Rogier Van der Weyden*, originaire de Tournai, fut peintre officiel de la ville d’environ 1435 à sa mort, en 1464, définissant l’orientation d’une école originale qui comprend notamment Vranck Van der Stockt (av. 1424-1495), successeur de Rogier comme peintre de la ville. Au xvie s., celle-ci fut le centre de la Renaissance de style « romaniste ». Bernard Van Orley*, peintre de Marguerite d’Autriche et auteur de cartons de tapisseries et de vitraux, marque le passage du maniérisme gothique à cette tendance italianisante que représente encore un Pieter Coecke Van Aelst (1502-1550, d’abord actif à Anvers). Gendre de ce dernier, Pieter Bruegel* l’Ancien fut, ainsi que ses enfants, lié à la vie artistique bruxelloise ; le musée d’Art ancien conserve plusieurs de ses œuvres majeures.

Au xviie s., la ville d’Anvers a la prépondérance ; toutefois David Teniers* travaille à Bruxelles et Jacob d’Arthois (1613 - v. 1686), peignant la forêt de Soignes, renouvelle l’art du paysage.

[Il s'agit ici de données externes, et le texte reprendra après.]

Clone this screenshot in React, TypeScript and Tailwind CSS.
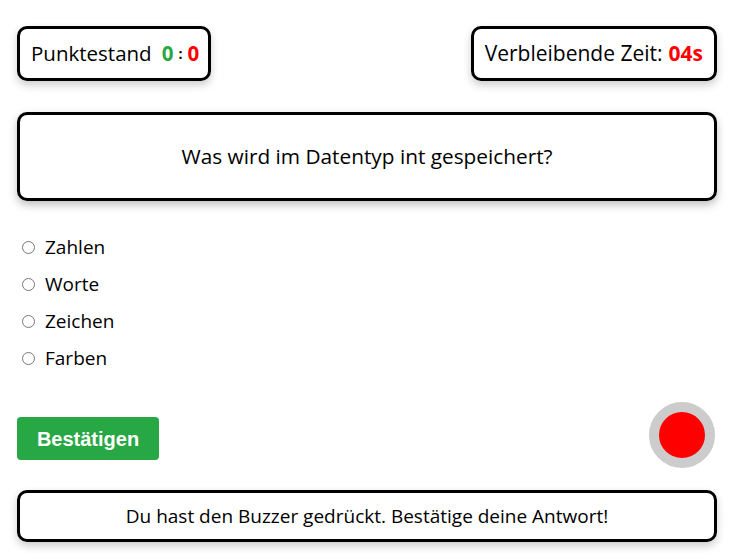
import { useState } from 'react';

const options = ['Zahlen', 'Worte', 'Zeichen', 'Farben'];

export default function App() {
  const [answer, setAnswer] = useState<string | null>(null);

  return (
    <div className="w-[734px] h-[560px] bg-white px-[17px] pt-[26px] text-black" style={{ fontFamily: '"Open Sans", "Noto Sans", sans-serif' }}>
      {/* Kopfzeile */}
      <div className="flex justify-between items-start">
        <div className="w-[194px] h-[55px] flex items-center px-[11px] border-[3px] border-black rounded-[10px] shadow-[0_4px_8px_rgba(0,0,0,0.2)] text-[20.5px] whitespace-nowrap">
          <span>Punktestand</span>
          <span className="ml-[10px] font-bold text-[#28a745]">0</span>
          <span className="mx-[5px] font-bold text-[14px]">:</span>
          <span className="font-bold text-[#ff0000]">0</span>
        </div>
        <div className="h-[55px] flex items-center px-[11px] border-[3px] border-black rounded-[10px] shadow-[0_4px_8px_rgba(0,0,0,0.2)] text-[21px] whitespace-nowrap">
          <span>Verbleibende Zeit:</span>
          <span className="ml-[6px] font-bold text-[#ff0000]">04s</span>
        </div>
      </div>

      {/* Frage */}
      <div className="mt-[31px] h-[89px] flex items-center justify-center border-[3px] border-black rounded-[10px] shadow-[0_4px_8px_rgba(0,0,0,0.25)] text-[20.8px]">
        Was wird im Datentyp int gespeichert?
      </div>

      {/* Antworten */}
      <div className="mt-[34px] flex flex-col gap-[13px] pl-[5px]">
        {options.map((o) => (
          <label key={o} className="flex items-center h-[24px] text-[19px] cursor-pointer">
            <input
              type="radio"
              name="answer"
              checked={answer === o}
              onChange={() => setAnswer(o)}
              className="w-[13px] h-[13px] m-0"
            />
            <span className="ml-[10px]">{o}</span>
          </label>
        ))}
      </div>

      {/* Aktionen */}
      <div className="mt-[47px] flex justify-between items-start">
        <button className="w-[142px] h-[43px] bg-[#28a745] text-white font-bold text-[20px] rounded-[4px]" style={{ fontFamily: '"Liberation Sans", Arial, sans-serif' }}>
          Bestätigen
        </button>
        <div className="-mt-[15px] mr-[2px] w-[66px] h-[66px] rounded-full bg-[#ff0000] border-[10px] border-[#cccccc]" />
      </div>

      {/* Meldung */}
      <div className="mt-[22px] h-[52px] flex items-center justify-center border-[3px] border-black rounded-[10px] shadow-[0_4px_8px_rgba(0,0,0,0.2)] text-[19px]">
        Du hast den Buzzer gedrückt. Bestätige deine Antwort!
      </div>
    </div>
  );
}
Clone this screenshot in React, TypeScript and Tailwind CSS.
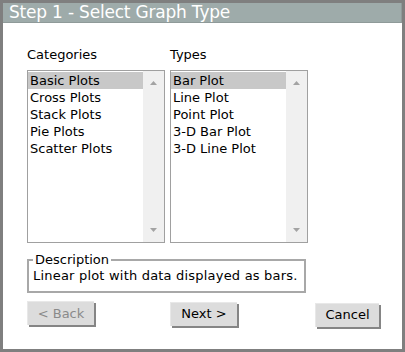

Au xixe s., François Joseph Navez (1787-1869) représente le renouveau du classicisme que, devenu directeur de l’Académie, il maintint en face des romantiques, Antoine Joseph Wiertz (1806-1865) et Louis Gallait (1810-1887). Dans la seconde moitié du siècle, Hippolyte Boulenger (1837-1874), fondateur de l’école paysagiste de Tervuren (en forêt de Soignes), et Charles De Groux (1825-1870), qui subit l’influence de Millet, sont les propagateurs sensibles du réalisme. Guillaume Vogels (1836-1896) représente le passage à un impressionnisme non soumis aux modèles français ; par contre, Henri Evenepoel (1872-1899) fait à Paris l’essentiel de sa brève carrière. Tous deux furent membres du « groupe des XX », l’une de ces associations qui témoignent du rôle alors joué par Bruxelles comme centre d’attraction et de création.

Ce rôle se poursuit au xxe s. Tous les grands artistes, comme précédemment Ensor*, ont exposé à Bruxelles, tels Rik Wouters (1882-1916) et Permeke*, et sont bien représentés au musée d’Art moderne de la capitale belge. La carrière des surréalistes Magritte* et Delvaux* est liée à la vie artistique de la capitale. En 1945, le groupe « la Jeune Peinture belge » est constitué par des artistes de tendance abstraite comme Antoine Mortier (né en 1908), Louis Van Lint (né en 1909), Englebert Van Anderlecht (1918-1961).


Sculpture

En 1379, Claus Sluter* est inscrit sur les registres corporatifs de la ville, mais il est à Dijon dès 1383. À la fin du xve s., l’atelier de Jean Ier Borman produit des retables de bois que caractérisent à la fois le réalisme et l’invention pittoresque.

Les Duquesnoy* représentent l’art baroque de la première moitié du xviie s. ; Gilles Lambert Godecharle (1750-1835), le retour au classicisme (frontons du palais de la Nation et du palais de Laeken) ; Constantin Meunier (1831-1905), le réalisme social du xixe s. (monument au Travail). Au xxe s., les principaux sculpteurs bruxellois sont J. Moeschal, J. P. Ghijsels, J. M. Strebelle.


Tapisserie

Les premières corporations de tapissiers apparaissent à Bruxelles vers 1300, mais leur production n’a pas été conservée. À la fin du xve et au début du xvie s. se développe une manière caractérisée par le manque voulu de perspective, les larges drapés aux plis sculpturaux, les gestes précis, le sens décoratif. Averti de l’œuvre de Raphaël, Bernard Van Orley* est le principal romaniste de l’histoire de la tapisserie en Belgique : son influence s’étend à tout le pays pendant plus d’un siècle. Plusieurs cartons de Michiel Coxcie (1499-1592) et tous ceux de Pieter Coecke Van Aelst furent exécutés à Bruxelles. Parmi les praticiens, on peut citer Pieter Van Aelst († 1531), qui travaille pour la cour de Charles V et pour le pape, Pieter de Pannemaker, fournisseur de la cour de Marguerite d’Autriche, les Kempeneer, les Dermoyen, etc. Vers 1560, le centre de la tapisserie se déplace progressivement à Anvers. Pieter de Kempeneer (1503-1580) est néanmoins très actif comme dessinateur de cartons de 1563 à 1580. C’est en 1794 que disparaît le dernier grand atelier, celui de Jacques Van der Borght. Le musée d’Art et d’Histoire de la capitale expose de nombreuses tentures illustrant l’évolution de cet art de la tapisserie bruxelloise.